La reciprocità che con obblighi di solidarietà e appartenenza non ha una motivazione utilitaristica, si identifica con la rete di obblighi sociali come nell'antichità. Oggi, la reciprocità è stata ridotta al volontarismo.
La redistribuzione che con lo Stato definisce le regole di condotta, era nata con il bisogno di regolare la disponibilità d'acqua, dove l'impero egiziano dettava centralmente le disposizioni dell'organizzazione economica del territorio allo scopo di incamerare le risorse per poi redistribuirle. La redistribuzione è ormai invece una mancia, che si dà quando ci sono favorevoli condizioni.
Poca efficienza e la finzione di poter disporre del consenso, producono al giorno d'oggi lo sviluppo e la società che viviamo. 

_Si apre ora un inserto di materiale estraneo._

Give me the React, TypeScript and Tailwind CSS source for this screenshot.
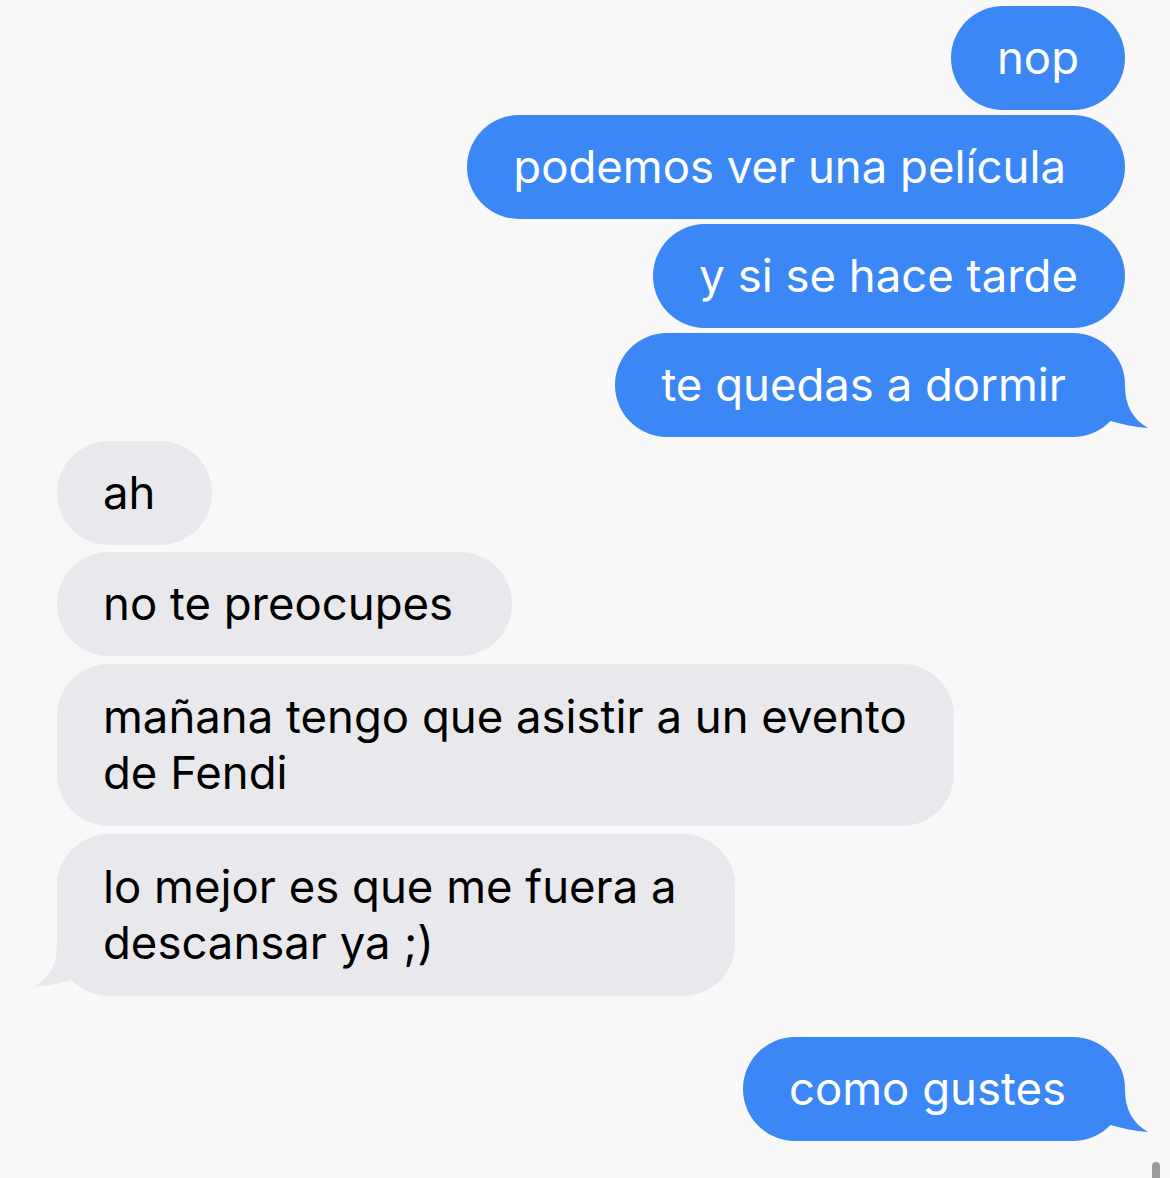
import React from "react";

type Msg = {
  from: "me" | "them";
  text: React.ReactNode;
  tail?: boolean;
  gap: string;
  pr: string;
  py: string;
};

const messages: Msg[] = [
  { from: "me", text: "nop", gap: "mt-[6px]", pr: "pr-[46px]", py: "py-6" },
  { from: "me", text: "podemos ver una película", gap: "mt-[5px]", pr: "pr-[59px]", py: "py-6" },
  { from: "me", text: "y si se hace tarde", gap: "mt-[5px]", pr: "pr-[47px]", py: "py-6" },
  { from: "me", text: "te quedas a dormir", tail: true, gap: "mt-[5px]", pr: "pr-[59px]", py: "py-6" },
  { from: "them", text: "ah", gap: "mt-[4px]", pr: "pr-[57px]", py: "py-6" },
  { from: "them", text: "no te preocupes", gap: "mt-[7px]", pr: "pr-[59px]", py: "py-6" },
  {
    from: "them",
    text: (
      <>
        mañana tengo que asistir a un evento
        <br />
        de Fendi
      </>
    ),
    gap: "mt-[8px]",
    pr: "pr-[47px]",
    py: "py-[25px]",
  },
  {
    from: "them",
    text: (
      <>
        lo mejor es que me fuera a
        <br />
        descansar ya ;)
      </>
    ),
    tail: true,
    gap: "mt-[8px]",
    pr: "pr-[58px]",
    py: "py-[25px]",
  },
  { from: "me", text: "como gustes", tail: true, gap: "mt-[41px]", pr: "pr-[59px]", py: "py-6" },
];

const BlueTail = () => (
  <svg
    className="absolute right-[-25px] bottom-[3px]"
    width="55"
    height="60"
    viewBox="0 0 55 60"
  >
    <path d="M0 12 L30 12 C30 30 37 45 53 54 C40 53 25 50 12 46 L0 46 Z" fill="#3b87f5" />
  </svg>
);

const GrayTail = () => (
  <svg
    className="absolute left-[-25px] bottom-[3px]"
    width="55"
    height="60"
    viewBox="0 0 55 60"
  >
    <path d="M55 12 L25 12 C25 30 18 45 2 54 C15 53 30 50 43 46 L55 46 Z" fill="#e9e8ed" />
  </svg>
);

const Bubble = ({ msg }: { msg: Msg }) => {
  const mine = msg.from === "me";
  return (
    <div className={`relative ${msg.gap} ${mine ? "self-end" : "self-start"}`}>
      {msg.tail && (mine ? <BlueTail /> : <GrayTail />)}
      <div
        className={`relative rounded-[52px] pl-[46px] ${msg.pr} ${msg.py} text-[45.5px] leading-[56px] ${
          mine ? "bg-[#3b87f5] text-white" : "bg-[#e9e8ed] text-black"
        }`}
      >
        {msg.text}
      </div>
    </div>
  );
};

const App = () => {
  return (
    <div
      className="relative h-[1178px] w-[1170px] overflow-hidden bg-[#f8f8f8]"
      style={{ fontFamily: "Inter, 'Noto Sans', sans-serif" }}
    >
      <div className="flex flex-col pl-[57px] pr-[45px]">
        {messages.map((m, i) => (
          <Bubble key={i} msg={m} />
        ))}
      </div>
      <div className="absolute right-[10px] top-[1162px] h-[30px] w-[8px] rounded-full bg-[#9b9b9b]" />
    </div>
  );
};

export default App;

C’è chi ritiene che la nuova maggioranza di centrosinistra possa operare in qualche modo nella  direzione giusta. Per quanto mi riguarda - dopo aver ascoltato Romano Prodi affermare che la costituzione dei gruppi parlamentari dell'Ulivo vuol dire aver “raggiunto l’obiettivo di uno strumento forte” - io mi chiedo: quando verranno fuori dei “contenuti”, dei “valori”, delle “passioni” degne del significato di tali ultime parole?